Just because we’re geeks, it doesn’t mean we can’t dig on sports. Science fiction has brought us some of the finest sports to have never been played, barring one curious exception detailed below.
Luckily for the future history of humanity’s ball sports, the Caprica Buccaneers were doing high-altitude pre-season training in the mountains outside of Delphi when the Cylons launched their surprise attack. A search and rescue operation launched by the Battlestar Galactica rescued most of the team some months into the war, so the tactics, history and rules of pyramid will be retained for future future generations.
Showing the value of team sports in building our ability to work together, the Caprica Buccaneers waged a successful guerilla war against the Cylons despite having no formal military training. So stuff that up your cornhole, all you hippies who think there’s no point to football.
Stu Phillips – Battlestar Galactica (Main Title) | download
Most likely the least well-known of the future sports on this list is from the surprisingly awesome 1989 film The Blood of Heroes* (starring not just the world’s most underrated actor, Rutger Hauer, but also the always-kickass Vincent d’Onofrio). Played in a post-apocalyptic world, the sport features a dog skull instead of a ball and teams of five wielding various weapons. Other than that, the rules are pretty slim. And, given that the players have chains and pointed sticks and shit, you should probably leave it that way.
Little did I know when I set out to document these physical contests from the future that a sport based on The Game is being played as we speak. Called Jugger, after one of the positions on the team, there are leagues in Denmark, Germany, Ireland and Australia. I’d like to imagine that they’re playing in Europe because they’re such a forward-thinking sort, but the inclusion of Australia on that list makes me think it’s just because some people really like to hit other people with sticks. Oh, it also appears to be an offshoot of the Society for Creative Anachronism, which surely settles the hitting people with sticks bit.
*The film is known as Salute of the Jugger in some releases.
Dave Lister, technician third class on the mining vessel Red Dwarf, was such a huge fan of the London Jets‘ star Jim-Bexley Speed, that he named both his children after him – Jim Lister and Bexley Lister.
Our ability to chronicle this passtime have been hindered significantly by the passing of the entirety of the human race during the first ten minutes of season one, while Dave was in stasis. That’s quite a shame, really, because football in three dimensions would be pretty kickass.
The original Rollerball is a classic science-fiction tale; a movie which cleverly tells a story of media manipulation of the populace in the not-too-distant future. Oh, yes, it also has Rollerball – a sport with a metal ball, motorcycles and rollerskates – a sure-fire formula for fatalities. Yeah, the movie has aged a bit, but you can’t fault it for having an excellent story about humanity to tell us. Also, it has some killer retro 70s fonts and sets – everyone who loves how the future looked 30 years ago should not go past Rollerball (and Logan’s Run).

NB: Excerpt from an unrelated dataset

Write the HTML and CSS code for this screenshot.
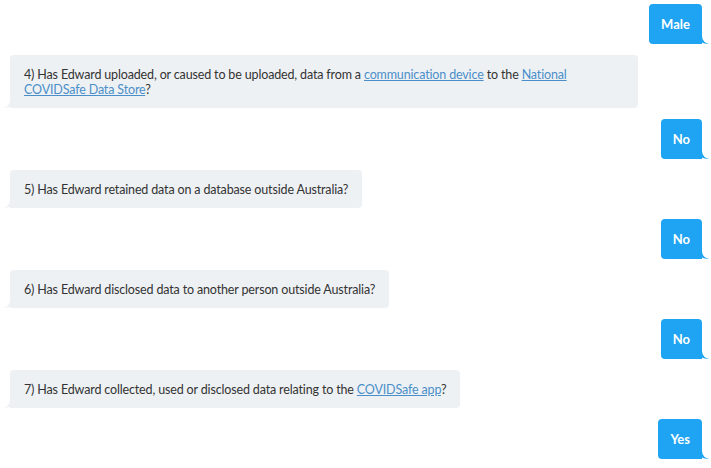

Don’t bother with the remake. Even the presence of Paul Heyman (of ECW fame) and LL Cool J couldn’t save this train wreck. The underlying themes of ‘bread and circuses’ and social engineering on a massive scale are replaced with the usual Hollywood tripe that sends hordes of mullet-clad dirtbags into frenzied fits of “USA! USA! USA!” glossolalia.
Please don’t think less of me for presuming LL Cool J could make a film better.
It’s been said that the writers of Futurama changed the rules of Blernsball between appearances on the show to keep it as confusing as possible. Leela Taronga, captain of the Planet Express Ship, holds the distinctions of being both the first female blernsball player and the worst blernsball player of all time.
Some of the known rules of Blernsball:
- If three balls go into a small hole in the center of the field, a pinball-style multiball is initiated; dozens of balls are shot at high speeds into the field, causing frenetic action. If all the balls are hit by the batter, they get a blern.
- Relief pitchers are conveyed from the bullpen to the pitcher’s mound by means of a giant tarantula wearing the team’s cap (a notable exception being Leela’s stint as relief pitcher, where she typically remained in the dugout).
- A player may circle the bases on a lightcycle. However, this might only be allowed when a blern is hit.
- Bases occasionally explode. Again, this might only happen when a blern is triggered.
- There is a position of Fifth Blernsmen, despite the infield still resembling a baseball diamond.
- Traditions of the game include aluminum bats, the 7th inning grope, and taking home blernsball players as souvenirs.